Symmetry and invariants in field theory and quantum systems: The interplay between continuous Lie symmetries and discrete permutation groups (e.g., S $_3$ invariance in neutrino oscillations) yields conserved quantities and algebraic reduction of differential equations [$2004.10570$].
Liouville integrability in discrete dynamical systems: Conservation laws (e.g., for discrete PT-symmetric Schrödinger equations) sustain the existence of exact soliton and supermode solutions, with well-defined invariants characterizing PT-breaking thresholds [$1310.7399$].

6. Limitations, Extensions, and Regimes of Invariant Theory

While invariant frameworks are powerful, their structural properties vary sharply across group actions and dynamical regimes:

Hilbert-Weyl and Schwarz theorems exhibit a fourfold dichotomy: compact/reductive group actions admit finitely generated rings of invariants (polynomial and smooth); noncompact/discrete/cocompact actions admit, respectively, finite polynomial invariants, failing Schwarz-type generation, or collapse to constants at the polynomial level but admit smoothly generated invariant algebras [$2510.19053$].
Hybrid invariants are sensitive to the presence of guards or non-affine (nonlinear) behaviour—in general, strongest algorithmic or algebraic invariants may only exist in linear, unguarded settings [$1902.10452$].
Computational complexity is non-uniform: for high-dimensional, nonlinear, or gauge-theoretic settings, invariant calculation may be doubly exponential or rely on advanced algorithms such as Gröbner basis or SOS relaxations [$1902.10452$, $2005.09348$].

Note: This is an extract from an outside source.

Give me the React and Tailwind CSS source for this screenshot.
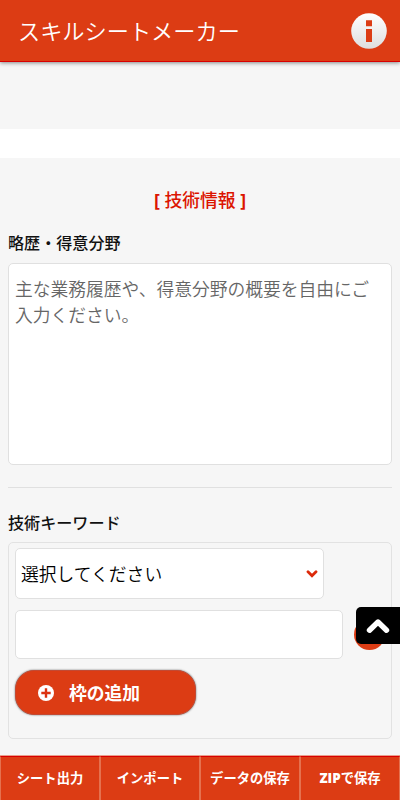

7. Outlook and Future Directions

Open challenges include characterization and computation of invariants for general (non-linear, guarded, or non-reductive) systems, further bridging between algebraic, dynamical, and topological frameworks, and the development of uniform computational methodologies applicable across both discrete and continuous regimes. Unification of classification, stability, and computational frameworks for invariants in hybrid, stochastic, and quantum systems remains an active and rich field of research.